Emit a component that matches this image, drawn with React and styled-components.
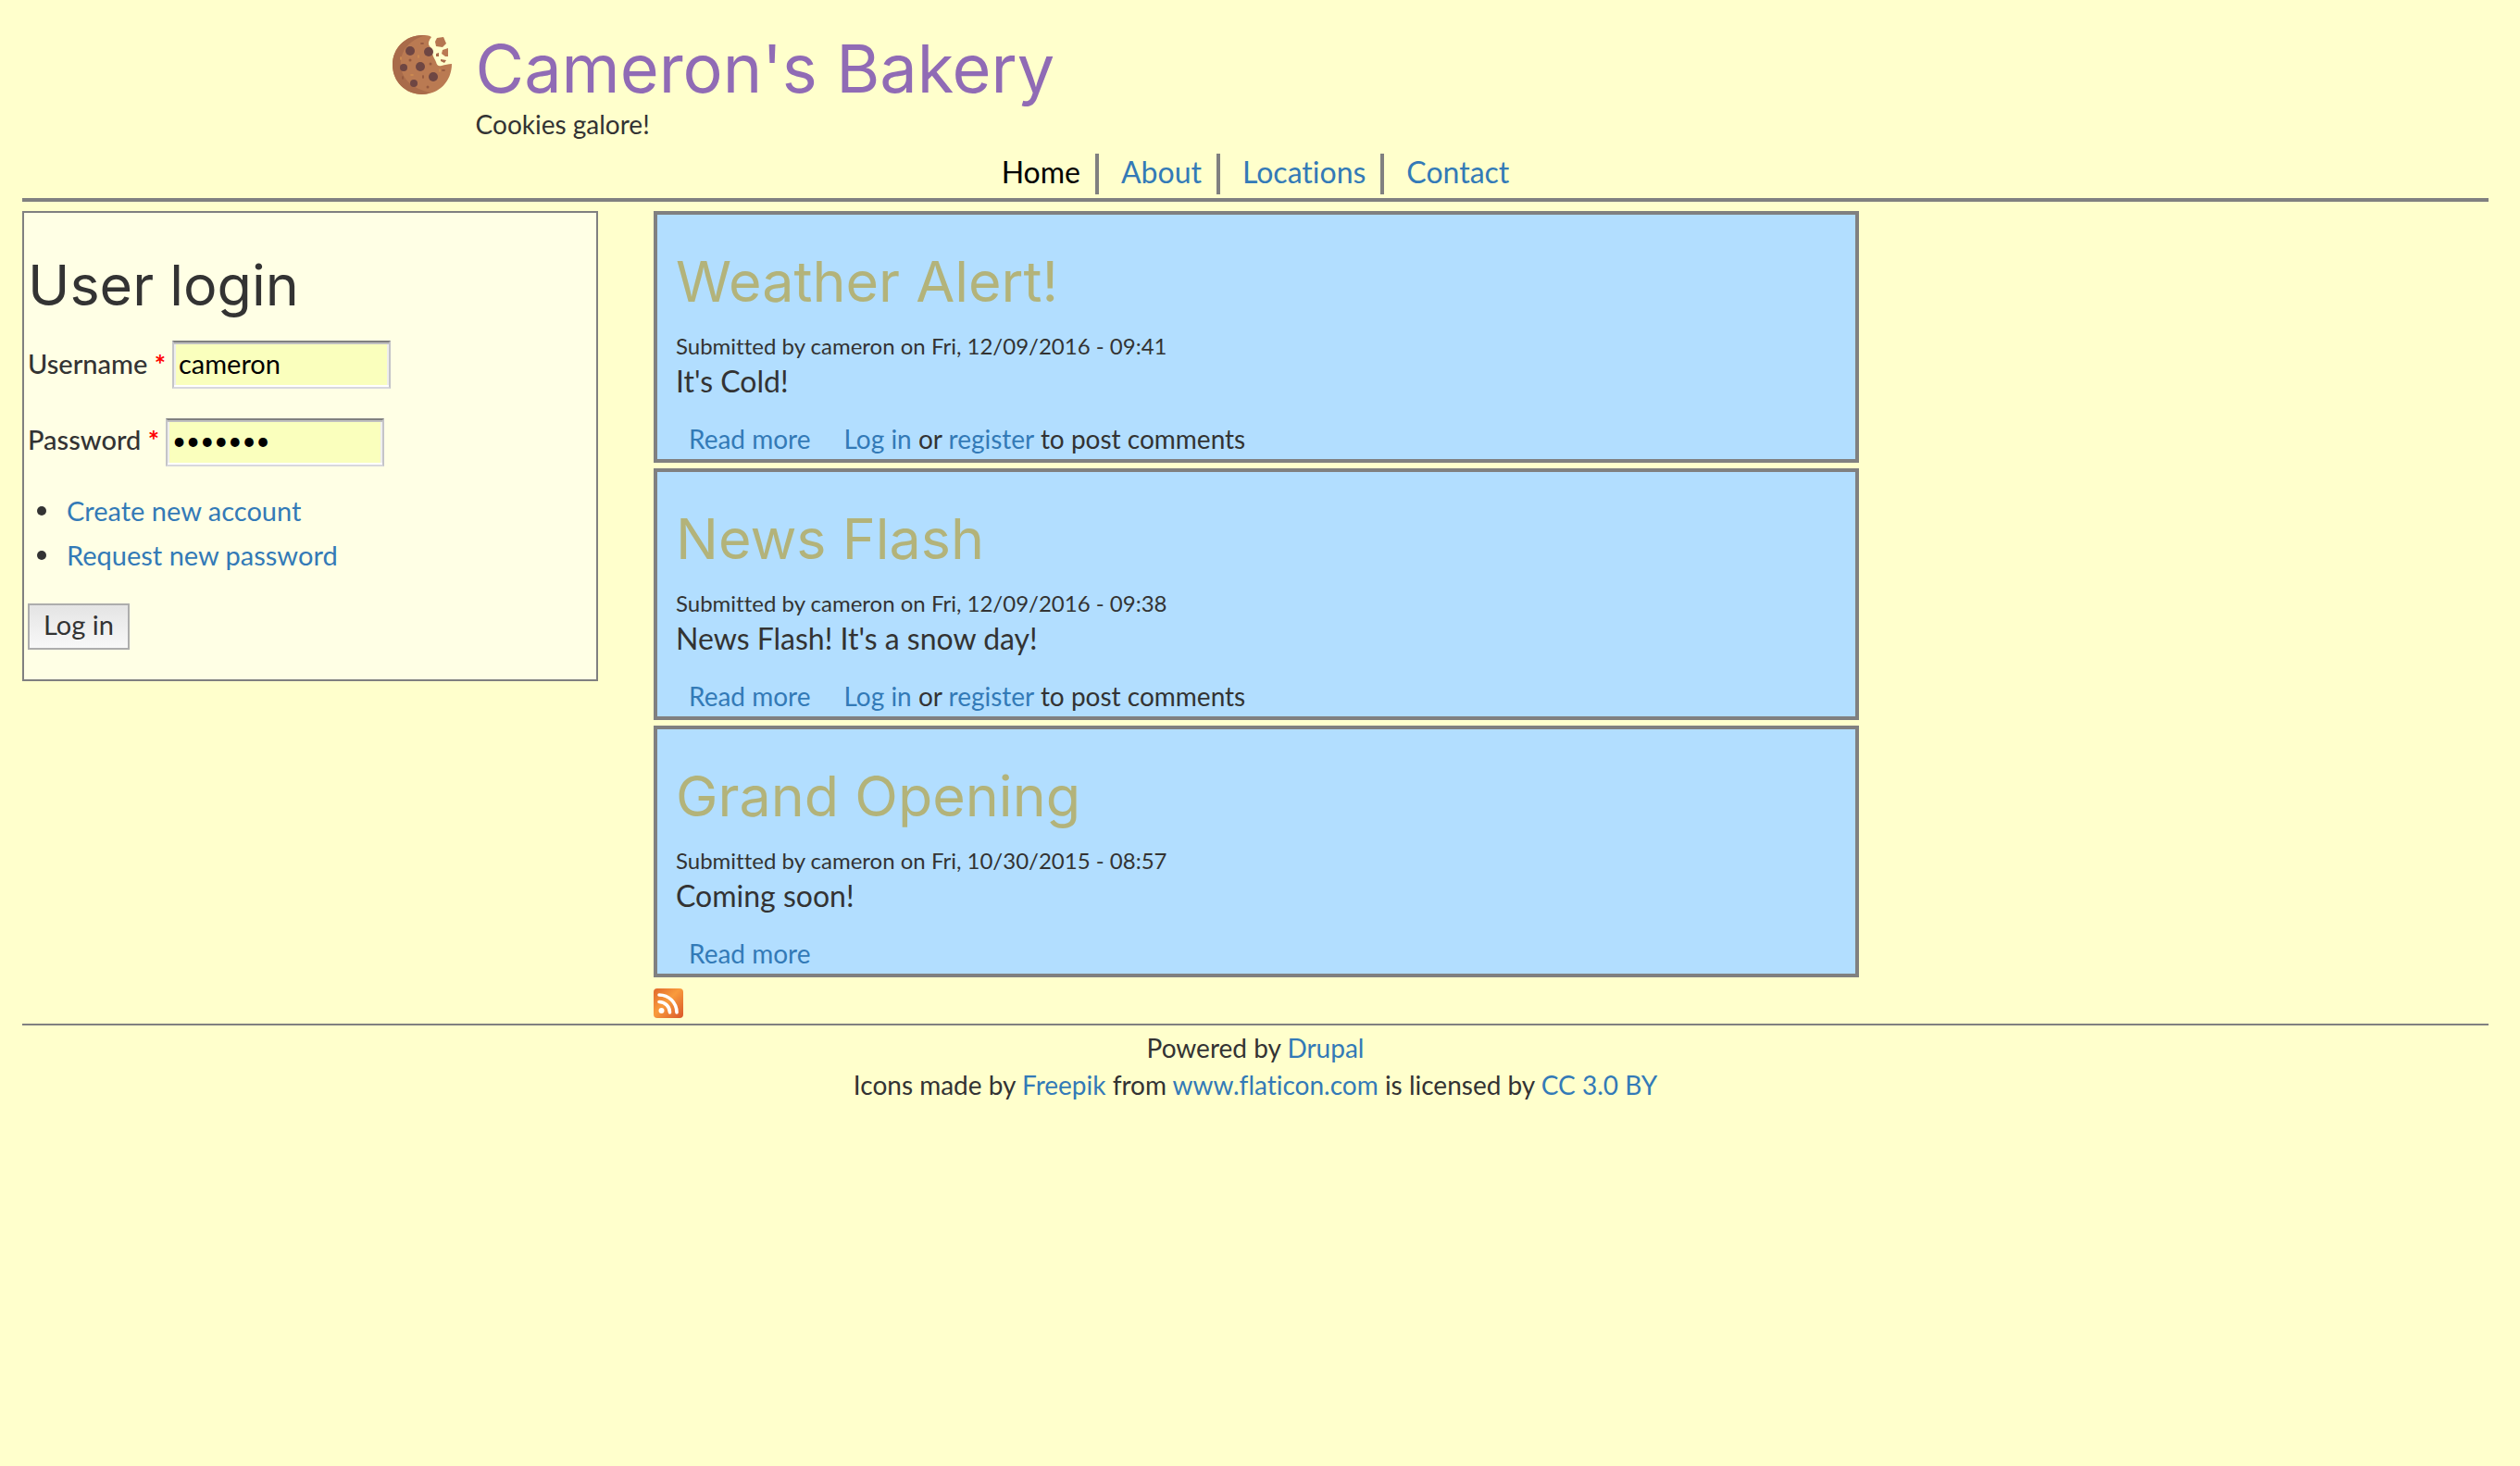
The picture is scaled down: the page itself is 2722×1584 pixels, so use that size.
import React from "react";
import styled, { createGlobalStyle } from "styled-components";

const GlobalStyle = createGlobalStyle`
  *, *::before, *::after { box-sizing: border-box; }
  body {
    margin: 0;
    background: #ffffcc;
    color: #333333;
    font-family: "Lato", "Liberation Sans", sans-serif;
    font-size: 28px;
    line-height: 40px;
    font-variant-ligatures: none;
  }
`;

const headingFont = `"Inter", "Liberation Sans", sans-serif`;

const Page = styled.div`
  padding: 34px 34px 40px 24px;
`;

const Link = styled.a`
  color: #337ab7;
  text-decoration: none;
  &:hover { text-decoration: underline; }
`;

const Header = styled.header`
  display: flex;
  align-items: flex-start;
  gap: 26px;
  padding-left: 15%;
`;

const LogoLink = styled.a`
  display: block;
  padding-top: 4px;
  svg { display: block; width: 64px; height: 64px; }
`;

const SiteName = styled.h1`
  margin: 0;
  font: 400 72px/80px ${headingFont};
  a { color: #906bb5; text-decoration: none; }
`;

const Slogan = styled.div`
  line-height: 40px;
`;

const Nav = styled.nav`
  margin-top: 12px;
  padding-bottom: 4px;
  border-bottom: 4px solid #808080;
`;

const Menu = styled.ul`
  display: flex;
  justify-content: center;
  gap: 8px;
  margin: 0;
  padding: 0;
  list-style: none;
`;

const MenuItem = styled.li`
  padding: 0 16px 4px;
  font-size: 32px;
  line-height: 40px;
  border-right: 4px solid #808080;
  &:last-child { border-right: 0; }
`;

const MenuLink = styled(Link)`
  color: ${(p) => (p.$active ? "#000000" : "#337ab7")};
`;

const Columns = styled.div`
  display: grid;
  grid-template-columns: 311fr 651fr 310fr;
  column-gap: 60px;
  align-items: start;
  padding: 10px 0 6px;
`;

const LoginBlock = styled.aside`
  padding: 40px 4px 32px;
  border: 2px solid #808080;
  background: #ffffe5;
  font-size: 29px;
`;

const BlockTitle = styled.h2`
  margin: 0 0 22px;
  font: 400 61px/76px ${headingFont};
`;

const Fields = styled.div`
  display: grid;
  gap: 32px;
  margin-bottom: 24px;
`;

const Field = styled.div`
  display: flex;
  align-items: baseline;
  gap: 7px;
`;

const Label = styled.label`
  font-weight: 500;
  span { color: #ff0000; font-weight: 700; }
`;

const TextInput = styled.input`
  width: 236px;
  height: 52px;
  padding: 0 5px 4px;
  border: 2px solid;
  border-color: #808080 #c4c4c8 #d8d8dc #c4c4c8;
  border-radius: 0;
  background: #faffbd;
  box-shadow:
    inset 0 2px #c0c0c0,
    inset 0 -2px #ffffff,
    inset 2px 0 #eeeeee,
    inset -2px 0 #eeeeee;
  color: #000000;
  font: inherit;
  &[type="password"] { font-size: 26px; }
`;

const AccountLinks = styled.ul`
  margin: 0 0 28px;
  padding-left: 10px;
  list-style: none;
  li {
    display: flex;
    align-items: center;
    gap: 22px;
    line-height: 48px;
  }
  li::before {
    content: "";
    width: 10px;
    height: 10px;
    border-radius: 50%;
    background: #333333;
  }
`;

const SubmitButton = styled.button`
  display: block;
  height: 50px;
  padding: 0 15px 4px;
  border: 2px solid #adadad;
  border-radius: 0;
  background: linear-gradient(#e4e4e4, #f8f8f8);
  color: #333333;
  font: inherit;
`;

const Feed = styled.main`
  display: flex;
  flex-direction: column;
  gap: 6px;
`;

const Article = styled.article`
  padding: 34px 20px 2px;
  border: 4px solid #808080;
  background: #b2deff;
`;

const ArticleTitle = styled.h2`
  margin: 0 0 14px;
  font: 400 61px/76px ${headingFont};
  a { color: #b3b37a; text-decoration: none; }
`;

const Submitted = styled.div`
  font-size: 24px;
  line-height: 36px;
`;

const Body = styled.p`
  margin: 0 0 22px;
  font-size: 32px;
  line-height: 40px;
`;

const NodeLinks = styled.ul`
  display: flex;
  gap: 36px;
  margin: 0;
  padding: 0 14px;
  list-style: none;
`;

const FeedIcon = styled.a`
  display: block;
  width: 32px;
  margin-top: 6px;
  svg { display: block; width: 32px; height: 32px; }
`;

const Footer = styled.footer`
  padding-top: 4px;
  border-top: 2px solid #808080;
  text-align: center;
  p { margin: 0; }
`;

function Cookie() {
  return (
    <svg viewBox="0 0 64 64" role="img" aria-label="Home">
      <path
        d="M32 0C36 0 39 0 42 2C39 6 38 9 40 12C42 14 44 16 43 20C44 24 46 26 47 29C48 33 50 34 53 33C57 32 60 31 64 31C64 50 50 64 32 64C14 64 0 50 0 32S14 0 32 0Z"
        fill="#ba7a52"
      />
      <path
        d="M32 0C14 0 0 14 0 32S14 64 32 64C36 64 38 63 41 62C22 58 10 48 9 33C8 17 18 5 36 0Z"
        fill="#a96b4a"
      />
      <path d="M48 3L55 2L58 9L54 13L47 12L46 7Z" fill="#b57650" />
      <path d="M54 16L60 14L60 23L57 23L53 20Z" fill="#ba7a52" />
      <path d="M47 20L50 19L50 23L47 23Z" fill="#a96b4a" />
      <path d="M52 26L58 27L56 30L52 28Z" fill="#a96b4a" />
      <g fill="#6e4643">
        <circle cx="19" cy="17" r="5" />
        <circle cx="39" cy="18" r="5" />
        <circle cx="30" cy="34" r="5" />
        <circle cx="12" cy="35" r="4" />
        <circle cx="44" cy="45" r="5" />
        <circle cx="23" cy="52" r="4" />
      </g>
      <g fill="#95593f">
        <ellipse cx="32" cy="9" rx="2" ry="1" />
        <circle cx="19" cy="27" r="1.5" />
        <circle cx="41" cy="31" r="1.5" />
        <ellipse cx="33" cy="45" rx="1" ry="2" />
        <circle cx="38" cy="56" r="1.5" />
        <ellipse cx="55" cy="38" rx="2" ry="1" />
        <ellipse cx="11" cy="46" rx="1" ry="2" />
      </g>
      <g fill="#cc8a52">
        <ellipse cx="9" cy="25" rx="1" ry="2" />
        <ellipse cx="28" cy="23" rx="1" ry="2" />
        <ellipse cx="21" cy="43" rx="2" ry="1" />
        <ellipse cx="51" cy="38" rx="1" ry="2" />
      </g>
    </svg>
  );
}

function RssIcon() {
  return (
    <svg viewBox="0 0 32 32" role="img" aria-label="Subscribe">
      <defs>
        <linearGradient id="rss" x1="0" y1="0" x2="1" y2="1">
          <stop offset="0" stopColor="#e0672c" />
          <stop offset="0.45" stopColor="#f99b3c" />
          <stop offset="1" stopColor="#d9562a" />
        </linearGradient>
      </defs>
      <rect width="32" height="32" rx="4" fill="url(#rss)" />
      <circle cx="8.5" cy="24" r="3" fill="#fff" />
      <path
        d="M6 14.5A11.5 11.5 0 0 1 17.5 26M6 7A19 19 0 0 1 25 26"
        fill="none"
        stroke="#fff"
        strokeWidth="3.6"
        strokeLinecap="round"
      />
    </svg>
  );
}

const menu = ["Home", "About", "Locations", "Contact"];

const posts = [
  { title: "Weather Alert!", date: "Fri, 12/09/2016 - 09:41", body: "It's Cold!", comments: true },
  { title: "News Flash", date: "Fri, 12/09/2016 - 09:38", body: "News Flash! It's a snow day!", comments: true },
  { title: "Grand Opening", date: "Fri, 10/30/2015 - 08:57", body: "Coming soon!", comments: false },
];

function LoginField({ id, label, ...input }) {
  return (
    <Field>
      <Label htmlFor={id}>
        {label} <span>*</span>
      </Label>
      <TextInput id={id} {...input} />
    </Field>
  );
}

function Post({ title, date, body, comments }) {
  return (
    <Article>
      <ArticleTitle><a href="#">{title}</a></ArticleTitle>
      <Submitted>Submitted by cameron on {date}</Submitted>
      <Body>{body}</Body>
      <NodeLinks>
        <li><Link href="#">Read more</Link></li>
        {comments && (
          <li>
            <Link href="#">Log in</Link> or <Link href="#">register</Link> to post comments
          </li>
        )}
      </NodeLinks>
    </Article>
  );
}

export default function App() {
  return (
    <>
      <GlobalStyle />
      <Page>
        <Header>
          <LogoLink href="#"><Cookie /></LogoLink>
          <div>
            <SiteName><a href="#">Cameron's Bakery</a></SiteName>
            <Slogan>Cookies galore!</Slogan>
          </div>
        </Header>
        <Nav>
          <Menu>
            {menu.map((item, i) => (
              <MenuItem key={item}>
                <MenuLink href="#" $active={i === 0}>{item}</MenuLink>
              </MenuItem>
            ))}
          </Menu>
        </Nav>
        <Columns>
          <LoginBlock>
            <BlockTitle>User login</BlockTitle>
            <form onSubmit={(e) => e.preventDefault()}>
              <Fields>
                <LoginField id="name" label="Username" type="text" defaultValue="cameron" />
                <LoginField id="pass" label="Password" type="password" defaultValue="cookies" />
              </Fields>
              <AccountLinks>
                <li><Link href="#">Create new account</Link></li>
                <li><Link href="#">Request new password</Link></li>
              </AccountLinks>
              <SubmitButton type="submit">Log in</SubmitButton>
            </form>
          </LoginBlock>
          <Feed>
            {posts.map((post) => <Post key={post.title} {...post} />)}
            <FeedIcon href="#"><RssIcon /></FeedIcon>
          </Feed>
        </Columns>
        <Footer>
          <p>Powered by <Link href="#">Drupal</Link></p>
          <p>
            Icons made by <Link href="#">Freepik</Link> from <Link href="#">www.flaticon.com</Link> is
            licensed by <Link href="#">CC 3.0 BY</Link>
          </p>
        </Footer>
      </Page>
    </>
  );
}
# # # #
_Problem requirements_: Show, from the listing above, each line that contains the word "components".

_Task answer_:
Emit a component that matches this image, drawn with React and styled-components.
import styled, { createGlobalStyle } from "styled-components";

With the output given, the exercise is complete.